4. The method of Claim 3 wherein each of said at least two classes of wells is separated by a plane perpendicular to said mapping surface.

5. The method of Claim 4 wherein three classes of wells are separated by an additional plane perpendicular to both said mapping plane and the two classes separating plane.

6. A method of determining the probability of sticking a drill pipe in a well bore during drilling thereof, said probability being established by measurement of a multiplicity of measurable variables representing substantially all drilling conditions for said drill pipe in said well bore, including mechanical and drilling fluid quantities related to such drilling, which comprises :
establishing a data base for a geological province from a multiplicity of wells drilled therein including at least three classes of wells wherein a drill string has stuck either mechanically or by differential pressure conditions and wells wherein the drill string did not stick, said data base being the well vector solution for each well of the combined matrix of said multiplicity of variables in all such wells measured substantially simultaneously at a given depth in each well, plotting each well of said vectors as coordinates of a point on a plane surface, each of said vectors being the sum of the relative contribution of each of the multiplicity of variables relative to all other well vectors in said data base.

7. The method in accordance with Claim wherein the vectors of wells in each of said three classes of wells are separated on said plane surface by multivariate analysis to optimally separate said group by two planes at right angles to said plane surface.

8. A method of multivariate statistical analysis of a multiplicity of measured well drilling variables to control said variables to decrease the probability of sticking a drill string during the drilling of a well bore which comprises:
recording in matrix form the same multiplicity of measured variables at a given depth in a plurality of wells, including at least two classes of wells selected for the group comprising wells wherein the drill string (1) did not stick, (2) stuck by differential pressure, and (3) stuck mechanically, determining the contribution to the eigenvector value of each of said multiplicity of variables for each well within said matrix, summing the products of said continuation to each eigenvector value, by each of the measured values of said multiplicity of variables in a drilling well to form the coordinates of the current well vector, relative to the mean value of said two classes of wells, and plotting said well vector relative to said mean value of said two classes of wells to indicate the current drilling condition in said well relative to said means of said at least two classes of wells.

9. The method of Claim 8 wherein each of three classes of wells are recorded as separate matrices and said well vector is plotted relative to the means for each of said classes and the grand means of said three classes.
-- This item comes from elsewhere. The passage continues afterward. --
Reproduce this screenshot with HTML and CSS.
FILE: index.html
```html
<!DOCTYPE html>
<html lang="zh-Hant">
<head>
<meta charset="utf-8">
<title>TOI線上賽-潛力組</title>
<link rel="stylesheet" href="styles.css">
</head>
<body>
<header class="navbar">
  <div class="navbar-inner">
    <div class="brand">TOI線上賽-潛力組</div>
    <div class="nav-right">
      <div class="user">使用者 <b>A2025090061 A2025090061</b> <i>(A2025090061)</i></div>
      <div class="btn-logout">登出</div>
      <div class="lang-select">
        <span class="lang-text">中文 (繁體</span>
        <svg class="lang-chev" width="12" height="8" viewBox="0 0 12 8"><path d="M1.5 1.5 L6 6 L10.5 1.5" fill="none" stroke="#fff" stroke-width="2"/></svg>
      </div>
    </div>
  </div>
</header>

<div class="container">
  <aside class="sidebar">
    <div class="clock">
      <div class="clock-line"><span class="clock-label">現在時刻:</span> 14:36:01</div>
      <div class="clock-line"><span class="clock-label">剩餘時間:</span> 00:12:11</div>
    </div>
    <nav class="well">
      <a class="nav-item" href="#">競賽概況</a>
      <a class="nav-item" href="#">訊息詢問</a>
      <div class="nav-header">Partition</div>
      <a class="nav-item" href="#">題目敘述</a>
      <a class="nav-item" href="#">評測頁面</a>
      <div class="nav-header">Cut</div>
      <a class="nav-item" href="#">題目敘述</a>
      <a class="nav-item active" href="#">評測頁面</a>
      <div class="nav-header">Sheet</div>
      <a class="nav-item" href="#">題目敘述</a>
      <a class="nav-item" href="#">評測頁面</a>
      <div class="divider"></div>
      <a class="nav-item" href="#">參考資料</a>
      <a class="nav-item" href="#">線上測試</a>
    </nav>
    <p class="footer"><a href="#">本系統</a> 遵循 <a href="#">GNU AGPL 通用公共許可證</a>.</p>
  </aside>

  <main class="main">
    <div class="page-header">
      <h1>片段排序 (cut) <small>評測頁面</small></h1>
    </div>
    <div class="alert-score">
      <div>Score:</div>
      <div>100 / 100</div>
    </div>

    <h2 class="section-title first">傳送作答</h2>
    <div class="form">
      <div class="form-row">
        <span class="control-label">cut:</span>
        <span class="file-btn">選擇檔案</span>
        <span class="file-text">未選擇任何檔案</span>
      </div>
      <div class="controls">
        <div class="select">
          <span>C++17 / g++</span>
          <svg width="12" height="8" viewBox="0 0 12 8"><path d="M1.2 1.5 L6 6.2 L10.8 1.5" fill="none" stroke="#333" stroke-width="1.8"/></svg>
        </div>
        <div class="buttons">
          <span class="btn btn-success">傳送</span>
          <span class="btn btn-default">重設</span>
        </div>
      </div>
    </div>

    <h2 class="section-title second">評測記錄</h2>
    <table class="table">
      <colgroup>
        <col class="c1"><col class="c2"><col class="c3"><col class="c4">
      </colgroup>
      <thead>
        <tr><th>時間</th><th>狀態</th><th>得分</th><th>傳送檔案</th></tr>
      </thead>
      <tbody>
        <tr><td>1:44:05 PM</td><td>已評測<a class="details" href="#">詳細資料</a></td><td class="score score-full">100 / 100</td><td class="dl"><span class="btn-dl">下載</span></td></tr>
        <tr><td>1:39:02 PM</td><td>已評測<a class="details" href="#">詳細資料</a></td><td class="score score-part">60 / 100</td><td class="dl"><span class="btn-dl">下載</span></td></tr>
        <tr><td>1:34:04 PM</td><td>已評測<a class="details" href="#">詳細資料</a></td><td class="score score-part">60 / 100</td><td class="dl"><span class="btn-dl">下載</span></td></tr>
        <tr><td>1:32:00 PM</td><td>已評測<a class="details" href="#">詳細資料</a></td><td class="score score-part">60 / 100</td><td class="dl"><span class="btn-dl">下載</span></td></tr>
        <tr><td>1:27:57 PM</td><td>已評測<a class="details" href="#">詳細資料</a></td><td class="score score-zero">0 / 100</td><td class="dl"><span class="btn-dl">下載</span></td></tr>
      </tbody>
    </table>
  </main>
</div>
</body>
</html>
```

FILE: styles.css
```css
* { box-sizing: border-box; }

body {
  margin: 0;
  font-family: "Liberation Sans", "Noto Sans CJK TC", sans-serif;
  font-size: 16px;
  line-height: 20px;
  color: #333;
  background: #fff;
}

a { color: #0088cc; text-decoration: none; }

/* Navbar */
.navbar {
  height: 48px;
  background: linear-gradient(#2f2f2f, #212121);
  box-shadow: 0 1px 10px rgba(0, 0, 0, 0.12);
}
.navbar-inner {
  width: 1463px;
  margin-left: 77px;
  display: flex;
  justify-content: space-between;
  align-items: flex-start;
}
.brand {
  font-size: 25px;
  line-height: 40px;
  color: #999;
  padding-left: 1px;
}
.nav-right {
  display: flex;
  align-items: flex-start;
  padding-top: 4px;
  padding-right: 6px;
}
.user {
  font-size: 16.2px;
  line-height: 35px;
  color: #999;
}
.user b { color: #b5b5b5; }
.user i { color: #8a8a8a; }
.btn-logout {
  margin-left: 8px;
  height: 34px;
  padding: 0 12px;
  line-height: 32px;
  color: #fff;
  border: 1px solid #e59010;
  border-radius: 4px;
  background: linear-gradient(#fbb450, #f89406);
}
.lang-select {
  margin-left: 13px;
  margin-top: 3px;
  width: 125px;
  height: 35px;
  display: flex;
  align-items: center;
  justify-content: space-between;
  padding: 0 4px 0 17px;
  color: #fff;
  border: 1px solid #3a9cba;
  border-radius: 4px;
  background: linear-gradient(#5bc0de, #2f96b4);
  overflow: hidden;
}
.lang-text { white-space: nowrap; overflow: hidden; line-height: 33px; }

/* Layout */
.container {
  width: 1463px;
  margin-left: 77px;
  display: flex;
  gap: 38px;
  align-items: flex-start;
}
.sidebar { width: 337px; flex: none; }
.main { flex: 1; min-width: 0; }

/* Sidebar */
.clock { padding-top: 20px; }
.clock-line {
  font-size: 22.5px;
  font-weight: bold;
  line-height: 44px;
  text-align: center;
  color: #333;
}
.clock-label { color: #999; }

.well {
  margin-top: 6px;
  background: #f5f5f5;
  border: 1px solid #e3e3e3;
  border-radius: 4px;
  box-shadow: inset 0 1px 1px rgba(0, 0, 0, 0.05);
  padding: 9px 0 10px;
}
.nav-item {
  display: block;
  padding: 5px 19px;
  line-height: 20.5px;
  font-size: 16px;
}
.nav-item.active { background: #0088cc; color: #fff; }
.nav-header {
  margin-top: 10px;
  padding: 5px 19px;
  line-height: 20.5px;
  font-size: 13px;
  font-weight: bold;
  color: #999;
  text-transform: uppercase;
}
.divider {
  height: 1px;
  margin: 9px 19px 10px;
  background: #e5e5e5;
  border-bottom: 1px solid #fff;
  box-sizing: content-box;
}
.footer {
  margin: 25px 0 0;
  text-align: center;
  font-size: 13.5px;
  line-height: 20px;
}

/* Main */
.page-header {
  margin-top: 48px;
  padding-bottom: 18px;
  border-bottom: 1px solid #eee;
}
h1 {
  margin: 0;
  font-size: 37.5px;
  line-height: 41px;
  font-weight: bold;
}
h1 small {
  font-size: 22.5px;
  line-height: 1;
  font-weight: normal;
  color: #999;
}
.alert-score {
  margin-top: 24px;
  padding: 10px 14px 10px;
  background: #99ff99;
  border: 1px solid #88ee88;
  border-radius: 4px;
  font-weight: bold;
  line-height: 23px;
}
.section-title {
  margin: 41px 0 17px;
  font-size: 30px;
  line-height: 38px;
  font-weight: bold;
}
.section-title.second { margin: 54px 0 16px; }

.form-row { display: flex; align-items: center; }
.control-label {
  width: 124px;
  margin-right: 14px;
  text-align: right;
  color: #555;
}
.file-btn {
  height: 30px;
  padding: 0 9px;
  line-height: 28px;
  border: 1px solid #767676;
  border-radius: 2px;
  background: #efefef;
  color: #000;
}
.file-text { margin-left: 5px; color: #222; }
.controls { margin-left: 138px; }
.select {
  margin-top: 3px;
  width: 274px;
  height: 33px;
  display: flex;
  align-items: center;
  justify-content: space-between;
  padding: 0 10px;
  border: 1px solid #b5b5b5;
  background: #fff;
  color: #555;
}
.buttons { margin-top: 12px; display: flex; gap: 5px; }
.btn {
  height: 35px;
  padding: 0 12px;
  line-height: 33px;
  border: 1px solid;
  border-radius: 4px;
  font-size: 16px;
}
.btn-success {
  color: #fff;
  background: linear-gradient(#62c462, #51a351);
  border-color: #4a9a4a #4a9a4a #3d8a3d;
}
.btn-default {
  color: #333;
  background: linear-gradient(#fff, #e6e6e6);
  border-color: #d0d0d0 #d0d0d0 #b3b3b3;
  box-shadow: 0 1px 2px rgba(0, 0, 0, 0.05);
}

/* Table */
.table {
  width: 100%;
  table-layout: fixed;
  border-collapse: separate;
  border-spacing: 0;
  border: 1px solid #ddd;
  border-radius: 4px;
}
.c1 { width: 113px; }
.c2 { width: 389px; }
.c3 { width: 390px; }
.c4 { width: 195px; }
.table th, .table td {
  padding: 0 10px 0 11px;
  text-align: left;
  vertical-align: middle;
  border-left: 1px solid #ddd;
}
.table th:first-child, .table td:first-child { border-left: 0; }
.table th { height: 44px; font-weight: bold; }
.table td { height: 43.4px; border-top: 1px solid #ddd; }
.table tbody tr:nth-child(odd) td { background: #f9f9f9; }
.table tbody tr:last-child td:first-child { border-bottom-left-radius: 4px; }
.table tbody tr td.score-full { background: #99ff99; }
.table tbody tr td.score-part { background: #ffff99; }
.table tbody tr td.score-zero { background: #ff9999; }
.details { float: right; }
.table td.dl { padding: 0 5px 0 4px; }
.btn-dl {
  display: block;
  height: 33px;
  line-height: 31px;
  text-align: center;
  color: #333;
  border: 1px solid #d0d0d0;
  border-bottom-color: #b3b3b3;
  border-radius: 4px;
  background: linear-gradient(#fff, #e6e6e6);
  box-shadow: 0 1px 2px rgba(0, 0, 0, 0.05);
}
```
10. A method of directing a drilling well in a given geological province to avoid drill string sticking in the well bore which comprises forming a correlation coefficient matrix for at least two classes of wells in a similar geologic province said two classes including wells selected from the groups consisting of those that stuck the drill pipe (1) mechanically, (2) differentially, and (3) wells that did not stick the drill pipe, said correlation matrix for each class including for each well in its respective class a multiplicity of substantially identical variables variables with respect to a selected depth interval, each class of wells forming a plurality of single valued vectors and each vector representing one well in its respective matrix, determining a first plane separating said at least two groups of vectors and whereby a second plane perpendicular to said first plane defines a two-dimen-sional mapping surface generally centered about a grand mean for plotting the projection of said vectors from each of said two classes to a centroid or mean value for each class, said centroids establishing the probability of each well vector being properly classified, then measuring the same variables at a selected depth in a drilling well, generating a single vector representative of the relation of each of said variables to said perpendicular plane and to said centroid projections, said position being determined by the sum of the coefficient values of each measured variable relative to said grand mean on said perpendicular plane, and modifying selected ones of said measured variables in said well to direct said single vector away from the probability centroids of a stuck drill pipe.
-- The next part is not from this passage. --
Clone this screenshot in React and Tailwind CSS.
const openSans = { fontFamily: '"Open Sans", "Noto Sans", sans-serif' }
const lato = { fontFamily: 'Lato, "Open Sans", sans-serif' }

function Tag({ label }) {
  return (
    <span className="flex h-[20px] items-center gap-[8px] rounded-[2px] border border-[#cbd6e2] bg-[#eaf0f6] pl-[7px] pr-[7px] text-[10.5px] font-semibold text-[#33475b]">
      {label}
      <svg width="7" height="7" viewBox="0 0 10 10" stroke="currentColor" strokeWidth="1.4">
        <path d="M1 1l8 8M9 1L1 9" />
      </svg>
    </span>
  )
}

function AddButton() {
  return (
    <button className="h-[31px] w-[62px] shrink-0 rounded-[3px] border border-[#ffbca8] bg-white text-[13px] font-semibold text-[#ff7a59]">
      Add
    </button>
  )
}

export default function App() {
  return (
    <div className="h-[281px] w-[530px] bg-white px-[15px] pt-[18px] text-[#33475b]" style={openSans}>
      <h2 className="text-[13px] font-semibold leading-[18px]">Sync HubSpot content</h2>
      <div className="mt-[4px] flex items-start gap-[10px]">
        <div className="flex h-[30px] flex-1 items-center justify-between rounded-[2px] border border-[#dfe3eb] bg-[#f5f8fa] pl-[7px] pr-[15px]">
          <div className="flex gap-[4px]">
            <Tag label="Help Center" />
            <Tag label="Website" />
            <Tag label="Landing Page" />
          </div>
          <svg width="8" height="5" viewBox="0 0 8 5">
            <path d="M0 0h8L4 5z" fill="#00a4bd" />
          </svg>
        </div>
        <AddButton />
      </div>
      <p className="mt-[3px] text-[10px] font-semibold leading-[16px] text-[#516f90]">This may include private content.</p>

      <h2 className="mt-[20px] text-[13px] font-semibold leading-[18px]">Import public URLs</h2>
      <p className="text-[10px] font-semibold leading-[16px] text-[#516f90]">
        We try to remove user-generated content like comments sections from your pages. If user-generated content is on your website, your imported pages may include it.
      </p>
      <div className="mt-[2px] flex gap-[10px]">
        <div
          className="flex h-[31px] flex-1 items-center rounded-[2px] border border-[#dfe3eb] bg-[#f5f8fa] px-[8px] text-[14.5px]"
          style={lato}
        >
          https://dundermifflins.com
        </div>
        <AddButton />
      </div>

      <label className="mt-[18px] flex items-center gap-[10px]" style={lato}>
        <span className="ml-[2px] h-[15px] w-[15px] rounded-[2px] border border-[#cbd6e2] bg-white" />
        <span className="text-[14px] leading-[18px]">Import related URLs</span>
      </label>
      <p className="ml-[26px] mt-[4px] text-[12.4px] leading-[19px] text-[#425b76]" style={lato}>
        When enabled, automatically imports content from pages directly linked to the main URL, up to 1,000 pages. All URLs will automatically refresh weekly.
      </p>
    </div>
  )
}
11. A method of determining the statistical probability of sticking drill pipe during drilling of a well bore and to modify drilling conditions in accordance with said probabilities to avoid such drill pipe sticking in a well which comprises:

in a multiplicity of well bores drilled in a geological province calculating the statistical relationship between a multiplicity of measured mechanical conditions between the drill string, including the drill bit, and the well bore and the measured properties of the drilling fluid used in said well bore, said multiplicity of well bores including a first plurality of wells in which the drill string stuck mechanically, a second plurality of wells in which the drill string stuck by differential drilling fluid pressure in said well bore and an earth forma-tion penetrated thereby and a third plurality of wells in which the drill string did not stick, separately calculating the statistical relationship of the same multiplicity of said measured mechanical conditions and drilling fluid properties in each of said first, second and third plurality of wells, determining by multivariate statistical analysis of substantially all of said measured conditions in all of said wells of each of said three plurality of wells a plotting plane wherein said three pluralities are separated from each other, projecting the well vector for each well in each of said three pluralities onto said plotting plane and then measuring the same variable conditions for a given depth in a well being drilled, plotting each well in accordance with the sum of the products of the coefficients of each variable for the complete group of wells times the corresponding value of the measured condition to determine the probability that the measured conditions in a drilling well places said well within one of said three pluralities of wells.